En la pirámide, creación monumental colectiva, cuya suprema claridad patentiza la espiritualidad de los pueblos precortesianos, puede comprobarse lo mismo, tanto en su estructura —los cuatro ángulos, la orientación de acuerdo con los puntos cardinales, el número de las zonas, el número de las gradas de la escalinata—, como también en su decoración. En esta magia aritmética, que confiere a cada número un significado simbólico y que, combinándolos, crea o revela relaciones, confluyen la más clara conciencia lógica y la más audaz fantasía especulativa. Para aquella fantasía mítica, que no es vaga ni arbitraria, el milagro de los milagros es la unidad (tal como la ofrece también el cielo estrellado), el vínculo que liga todos los fenómenos entre ellas y con el todo, en síntesis —si se me permite repetir esa frase— la variedad dentro efe la unidad.
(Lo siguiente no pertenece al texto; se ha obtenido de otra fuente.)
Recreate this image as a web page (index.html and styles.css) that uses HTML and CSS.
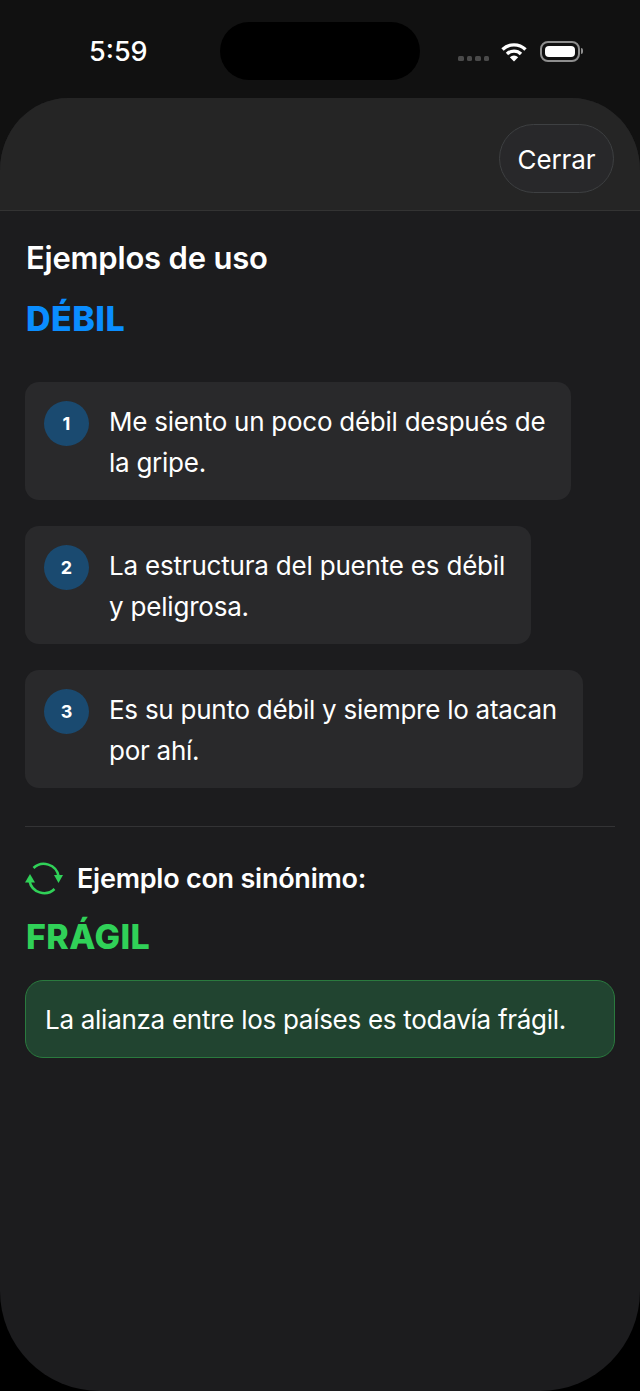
FILE: index.html
```html
<!DOCTYPE html>
<html>
<head>
<meta name="viewport" content="width=device-width, initial-scale=1">
<link rel="stylesheet" href="styles.css">
</head>
<body>

<div class="status">
  <span class="time">5:59</span>
  <div class="island"></div>
  <div class="status-icons">
    <div class="dots"><i></i><i></i><i></i><i></i></div>
    <svg class="wifi" width="26" height="20" viewBox="0 0 26 20">
      <path d="M1.5 7.5 A16.5 16.5 0 0 1 24.5 7.5" fill="none" stroke="#fff" stroke-width="3.4"/>
      <path d="M6 12 A10 10 0 0 1 20 12" fill="none" stroke="#fff" stroke-width="3.4"/>
      <path d="M8.8 15.2 L13 19.6 L17.2 15.2 A6 6 0 0 0 8.8 15.2 Z" fill="#fff"/>
    </svg>
    <div class="battery"><div class="battery-fill"></div></div>
    <div class="battery-cap"></div>
  </div>
</div>

<div class="sheet">
  <div class="sheet-head">
    <button class="close">Cerrar</button>
  </div>

  <div class="content">
    <h2 class="title">Ejemplos de uso</h2>
    <div class="word blue">DÉBIL</div>

    <div class="examples">
      <div class="example">
        <span class="num">1</span>
        <p>Me siento un poco débil después de<br>la gripe.</p>
      </div>
      <div class="example">
        <span class="num">2</span>
        <p>La estructura del puente es débil<br>y peligrosa.</p>
      </div>
      <div class="example">
        <span class="num">3</span>
        <p>Es su punto débil y siempre lo atacan<br>por ahí.</p>
      </div>
    </div>

    <div class="divider"></div>

    <div class="syn-head">
      <svg width="38" height="33" viewBox="0 0 38 33">
        <path d="M8.5 6 A15 15 0 0 1 33.5 14" fill="none" stroke="#30d158" stroke-width="2.6"/>
        <path d="M29.5 27 A15 15 0 0 1 4.5 19" fill="none" stroke="#30d158" stroke-width="2.6"/>
        <path d="M29 13 L38 13 L33.5 21 Z" fill="#30d158"/>
        <path d="M0 20.5 L10 20.5 L5 12 Z" fill="#30d158"/>
      </svg>
      <span>Ejemplo con sinónimo:</span>
    </div>
    <div class="word green">FRÁGIL</div>

    <div class="syn-box">La alianza entre los países es todavía frágil.</div>
  </div>
</div>

</body>
</html>
```

FILE: styles.css
```css
* {box-sizing: border-box;}

html, body {
  margin: 0;
  height: 100%;
}

body {
  font-family: Inter, "Liberation Sans", sans-serif;
  color: #fff;
  background: linear-gradient(#111111 50%, #000000 50%);
  overflow: hidden;
}

/* Status bar */
.status {
  height: 98px;
  position: relative;
  display: flex;
  align-items: flex-start;
}

.time {
  margin: 37px 0 0 89px;
  font-size: 27px;
  line-height: 30px;
  font-weight: 500;
}

.island {
  position: absolute;
  left: 220px;
  top: 22px;
  width: 200px;
  height: 58px;
  border-radius: 29px;
  background: #000;
}

.status-icons {
  margin: 41px 0 0 auto;
  padding-right: 57px;
  display: flex;
  align-items: flex-start;
}

.dots {
  display: flex;
  gap: 3px;
  margin: 15px 12px 0 0;
}

.dots i {
  width: 5.5px;
  height: 5px;
  border-radius: 1.5px;
  background: #4a4a4a;
}

.wifi {
  margin-top: 1px;
}

.battery {
  width: 40px;
  height: 21px;
  margin-left: 13px;
  padding: 3px;
  border: 2px solid #8e8e8e;
  border-radius: 8px;
}

.battery-fill {
  height: 100%;
  border-radius: 4px;
  background: #fff;
}

.battery-cap {
  width: 2px;
  height: 6px;
  margin: 7px 0 0 1px;
  border-radius: 0 2px 2px 0;
  background: #8e8e8e;
}

/* Sheet */
.sheet {
  height: 1293px;
  background: #1c1c1e;
  border-radius: 68px 68px 100px 100px / 72px 72px 100px 100px;
  overflow: hidden;
}

.sheet-head {
  height: 113px;
  padding: 26px 26px 0 0;
  display: flex;
  justify-content: flex-end;
  align-items: flex-start;
  background: #252525;
  border-bottom: 1px solid #333333;
}

.close {
  width: 115px;
  height: 69px;
  border: 1px solid #3e4042;
  border-radius: 35px;
  background: #28282a;
  color: #fff;
  font-family: inherit;
  font-size: 26px;
  letter-spacing: -0.1px;
  padding: 2px 0 0 0;
}

.content {
  padding: 29px 25px 0 25px;
}

.title {
  margin: 0 0 0 1px;
  font-size: 31px;
  line-height: 36px;
  font-weight: 600;
  letter-spacing: -0.2px;
}

.word {
  margin-left: 1px;
  font-size: 34px;
  line-height: 40px;
  font-weight: 800;
  letter-spacing: 0.45px;
}

.blue {
  color: #0a8dff;
  margin-top: 23px;
}

.green {
  color: #30d158;
  margin-top: 22px;
}

.examples {
  margin-top: 43px;
  display: flex;
  flex-direction: column;
  align-items: flex-start;
  gap: 26px;
}

.example {
  display: flex;
  align-items: flex-start;
  gap: 20px;
  padding: 19px 26px 17px 19px;
  border-radius: 14px;
  background: #29292b;
}

.example p {
  margin: 0;
  font-size: 26px;
  line-height: 41px;
  letter-spacing: -0.26px;
}

.example:nth-child(2) p {
  letter-spacing: -0.2px;
}

.num {
  flex: none;
  width: 45px;
  height: 45px;
  border-radius: 50%;
  background: #1a4a70;
  display: flex;
  align-items: center;
  justify-content: center;
  font-size: 18px;
  font-weight: 700;
}

.divider {
  height: 1px;
  margin-top: 38px;
  background: #333335;
}

.syn-head {
  margin-top: 35px;
  display: flex;
  align-items: center;
  gap: 14px;
  font-size: 27px;
  font-weight: 600;
  letter-spacing: -0.24px;
}

.syn-box {
  margin-top: 23px;
  padding: 1px 19px 0 19px;
  height: 78px;
  display: flex;
  align-items: center;
  border: 1px solid #2a7a3e;
  border-radius: 18px;
  background: #214430;
  font-size: 26px;
  letter-spacing: -0.28px;
}
```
Pero lo digno de notarse no es sólo la regularidad a la cual se aspira: más notable aún es el apasionado esfuerzo por evitar la irregularidad. El fenómeno como tal se priva, por así decirlo, de su unicidad, se incorpora a un ritmo; es portador de ese ritmo, del cual a la vez forma parte, como eslabón de una cadena. Ritmo, repetición rítmica, armonía equilibrada; he aquí los mismos elementos a que recurre el arte para conferir a sus creaciones el carácter de lo sagrado.
Hay que hacer notar que no se trata en absoluto de su sistema ideológico construido por encima de la realidad, sin relación con ella. El subfondo sobre el cual se eleva esa fantasía mítica es el conocimiento del dualismo, de esa ley demoníaca del perecer y nacer a la cual está sometido todo ser y todo devenir. El antagonismo de las destructoras fuerzas de la naturaleza no se niega ni se escamotea filosóficamente. Pero se pregunta por el sentido de lo aparentemente sin sentido, se pregunta por la significación de aquellas potencias, de que el hombre depende en un doble sentido: existe gracias a ellas y, a la vez, es víctima de su caprichosidad. El conocimiento de que un perecer precede a todo nacer, de que el perecer es la condición previa del nacer y del ser, supone la visión de un universo regido por el principio de la polaridad, gracias al cual la muerte deja de ser absurda. En torno a esa polaridad, que explica y justifica lo enigmático del fenómeno, giran los esfuerzos de todas las religiones y de toda la ciencia.